European Commission President Ursula von der Leyen has announced the creation of a new European Recovery Fund for Ukraine, described as the world’s largest equity fund dedicated to post-war reconstruction.
The declaration was made during the Ukraine Recovery Conference (URC-2025) held in Rome on Thursday, with the initiative launched in cooperation with Italy, Germany, France, Poland, and the European Investment Bank.
“I am especially pleased to announce today the creation of the European Flagship Fund for the recovery of Ukraine—the largest equity fund in the world to support reconstruction,” von der Leyen said in her address to delegates.
The fund is intended to mobilise significant private sector investment into key sectors of Ukraine’s recovery, including energy infrastructure, transport, critical raw materials, and dual-use technologies. According to von der Leyen, the initiative will use public funding as a basis to attract large-scale capital from private investors.
“We are quite literally investing in Ukraine’s future,” she said. “By leveraging public funds, we are enabling major private sector involvement to help rebuild the country. I am particularly grateful that we are doing this together with Italy, Germany, France, Poland, and the European Investment Bank. Thank you for your commitment.”
The announcement signals a strategic shift in the European Union’s approach to Ukraine’s post-war recovery, with a growing emphasis on structured financial instruments designed to unlock private capital alongside public resources. The new fund is expected to operate as a cornerstone mechanism in a broader recovery framework currently being developed in cooperation with the Ukrainian government and international partners.
The initiative complements calls made earlier in the day by Ukrainian President Volodymyr Zelenskyy, who urged the creation of an international recovery coalition based on the principles of the post-war Marshall Plan. Addressing the same conference, Zelenskyy stated: “Let this be the moment when we begin. We know what Russia has destroyed, and we know what is needed to restore Ukraine—our people, our way of life.”
Zelenskyy emphasised that recovery must be systematic and well-coordinated, involving countries and companies with the capacity to lead and engage others. “We need a Marshall Plan-style approach—and we must develop it together,” he said, underlining that Ukraine’s reconstruction is not solely a national concern but a shared European responsibility.

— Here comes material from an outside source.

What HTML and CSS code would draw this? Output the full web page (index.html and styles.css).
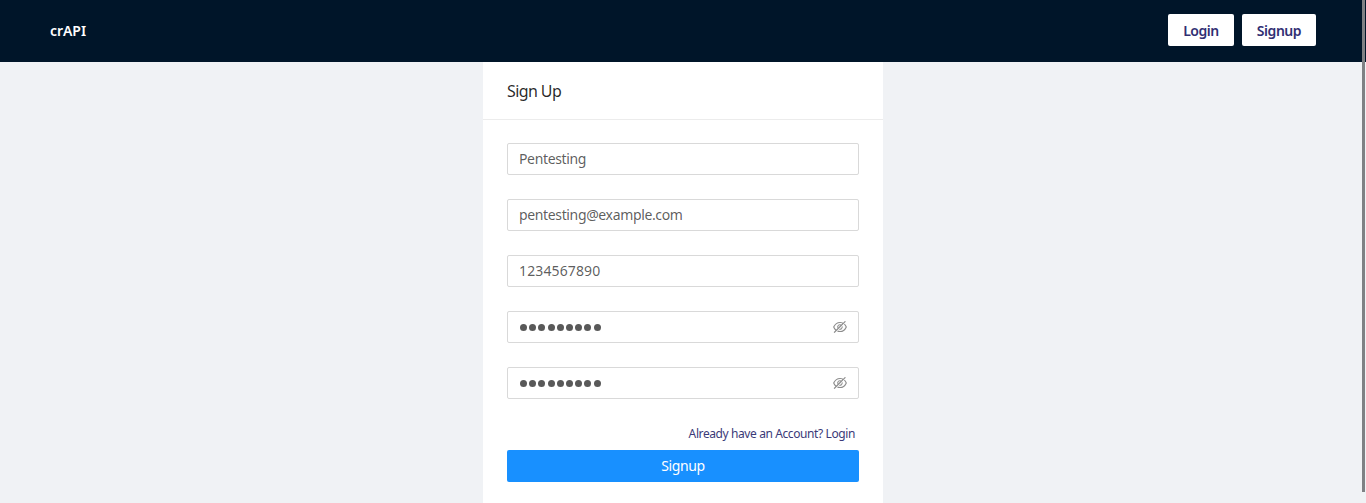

The Commission’s announcement of a flagship recovery fund was widely interpreted as a direct response to Zelenskyy’s appeal. Von der Leyen’s message reaffirmed the EU’s commitment to providing long-term financial and political support to Ukraine, framed within a strategic partnership model.
While specific figures for the fund’s capitalisation were not disclosed during the session, EU officials indicated that the mechanism will be designed to scale over time, drawing contributions from participating member states, financial institutions, and private investors. The fund is expected to prioritise projects that advance Ukraine’s economic modernisation, energy resilience, and integration with the European market.
Rome’s conference brought together senior officials, donors, and private sector stakeholders from across Europe and beyond. Italian Prime Minister Giorgia Meloni, who hosted the event, described the creation of the fund as a “milestone moment” in European support for Ukraine’s future.
“Reconstruction is not only a moral and political obligation—it is a strategic investment in European stability and economic security,” Meloni said.
The European Investment Bank (EIB), one of the institutions backing the fund, is expected to play a central role in managing investment flows and risk-sharing arrangements. A formal governance structure is due to be presented in the coming months, along with guidelines for project selection and monitoring.
The Rome conference follows previous donor coordination events in Lugano, London, and Berlin. Unlike those earlier summits, which focused largely on principles and pledges, the URC-2025 has seen a growing push for operational planning, including the presentation of financial instruments, oversight mechanisms, and sector-specific strategies.
Further announcements are expected in the second half of the year, with Brussels aiming to formalise funding streams and establish investment pipelines by early 2026.